Operators can assess their organisational readiness along five key variables:

• Governance model: Adopting a strong governance model should integrate large acquisitions as a key to success.

• Organisational model: To overcome the organisational challenges of large consolidation transactions, many operators will require to restructure to integrate, support, and manage sprawling global operations.

• Management processes: Operators will need to standardise, integrate, and institutionalise strategic management processes to facilitate a seamless flow of information and allow effective decision-making and accountable execution.

• Value and culture: Operators initiating an acquisition, need to operate smoothly across multiple geographies with different socioeconomic, market, and competitive dynamics, as well as, also across traditional and emerging value chains.

• Talent management: As operators expand internationally, they must focus on attracting and retaining capable executives that can manage both globally and locally.

Moving forward

The operators that will succeed from this upcoming wave of consolidation are those that have the financial strength to execute cross-market megadeals. However, having the financial wherewithal to initiate and complete big transactions will not necessarily be enough.
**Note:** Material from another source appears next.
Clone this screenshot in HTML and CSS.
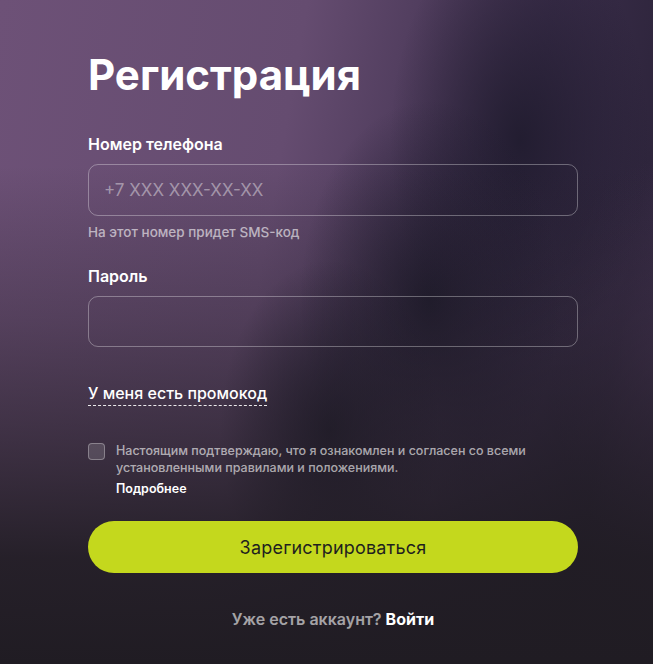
FILE: index.html
```html
<!DOCTYPE html>
<html lang="ru">
<head>
<meta charset="utf-8">
<title>Регистрация</title>
<link rel="stylesheet" href="styles.css">
</head>
<body>
<main class="page">
  <form class="form">
    <h1 class="title">Регистрация</h1>

    <div class="field">
      <label class="label">Номер телефона</label>
      <div class="input"><span class="placeholder">+7 XXX XXX-XX-XX</span></div>
      <div class="hint">На этот номер придет SMS-код</div>
    </div>

    <div class="field field-pass">
      <label class="label">Пароль</label>
      <div class="input"></div>
    </div>

    <div class="promo"><span class="promo-link">У меня есть промокод</span></div>

    <div class="agree">
      <span class="checkbox"></span>
      <div class="agree-text">
        <p class="agree-main">Настоящим подтверждаю, что я ознакомлен и согласен со всеми установленными правилами и положениями.</p>
        <p class="agree-more">Подробнее</p>
      </div>
    </div>

    <button type="button" class="submit">Зарегистрироваться</button>

    <p class="login">Уже есть аккаунт? <b class="login-link">Войти</b></p>
  </form>
</main>
</body>
</html>
```

FILE: styles.css
```css
* { box-sizing: border-box; }
html, body { margin: 0; padding: 0; height: 100%; }
body {
  font-family: Inter, Roboto, "Liberation Sans", sans-serif;
  color: #fff;
  background-color: #221d27;
  background-image:
    linear-gradient(180deg, rgba(32,28,35,0) 25%, rgba(32,28,35,0.3) 48%, rgba(32,28,35,0.6) 66%, rgba(32,28,35,0.92) 84%, #201c23 100%),
    radial-gradient(ellipse 110px 170px at 330px 430px, rgba(28,25,42,0.85), rgba(28,25,42,0) 100%),
    radial-gradient(ellipse 130px 200px at 430px 300px, rgba(28,25,42,0.9), rgba(28,25,42,0) 100%),
    radial-gradient(ellipse 130px 220px at 520px 140px, rgba(30,26,44,0.85), rgba(30,26,44,0) 100%),
    radial-gradient(ellipse 110px 200px at 660px 360px, rgba(70,52,84,0.7), rgba(70,52,84,0) 100%),
    linear-gradient(100deg, #6d5177 0%, #654c70 40%, #3a2d4a 72%, #2e253c 88%, #3a2d48 100%);
  overflow: hidden;
}
.page {
  width: 653px;
  height: 664px;
  padding: 0 75px 0 88px;
}
.form {
  width: 490px;
  display: flex;
  flex-direction: column;
  padding-top: 51px;
}
.title {
  margin: 0;
  font-size: 42px;
  font-weight: 700;
  line-height: 48px;
  letter-spacing: 0;
}
.field {
  display: flex;
  flex-direction: column;
  margin-top: 35px;
}
.field-pass { margin-top: 26px; }
.label {
  font-size: 16px;
  font-weight: 600;
  line-height: 20px;
}
.input {
  margin-top: 10px;
  height: 52px;
  border: 1px solid rgba(255,255,255,0.32);
  border-radius: 10px;
  display: flex;
  align-items: center;
  padding: 0 15px;
}
.field-pass .input { height: 51px; }
.placeholder {
  font-size: 17px;
  color: rgba(255,255,255,0.42);
}
.hint {
  margin-top: 8px;
  font-size: 13.5px;
  line-height: 16px;
  font-weight: 500;
  color: rgba(255,255,255,0.6);
}
.promo {
  margin-top: 36px;
  display: flex;
}
.promo-link {
  font-size: 16px;
  font-weight: 500;
  line-height: 20px;
  padding-bottom: 2px;
  border-bottom: 1px dashed rgba(255,255,255,0.9);
}
.agree {
  margin-top: 36px;
  display: flex;
  gap: 11px;
}
.checkbox {
  flex: none;
  width: 17px;
  height: 17px;
  margin-top: 1px;
  border-radius: 4px;
  border: 1px solid rgba(255,255,255,0.3);
  background: rgba(255,255,255,0.14);
}
.agree-text p { margin: 0; }
.agree-main {
  font-size: 12.5px;
  line-height: 17px;
  font-weight: 500;
  color: rgba(255,255,255,0.62);
}
.agree-more {
  margin-top: 5px !important;
  font-size: 12.5px;
  line-height: 16px;
  font-weight: 600;
  color: #fff;
}
.submit {
  margin-top: 24px;
  height: 52px;
  border: 0;
  border-radius: 26px;
  background: #c4d81d;
  color: #1f1f1f;
  font-family: inherit;
  font-size: 18px;
  letter-spacing: 0.2px;
}
.login {
  margin: 36px 0 0;
  text-align: center;
  font-size: 16px;
  font-weight: 600;
  line-height: 20px;
  color: rgba(255,255,255,0.6);
}
.login-link { color: #fff; font-weight: 700; }
```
“After two years of caution during the global economic crisis, telecom operators are entering a new wave of consolidation – one that will determine which players will emerge successful,” says Amr Goussous, senior associate at Booz & Co.

“Operators that succeed in developing a global footprint also will need to have the organisational readiness to execute and absorb transactions – and have the necessary buy-in from their shareholders,” he adds.

“Conversely, operators that either lack the financial resources or are behind in their organisational preparedness might find themselves either left behind in the impending wave of consolidation or acquisition targets themselves.”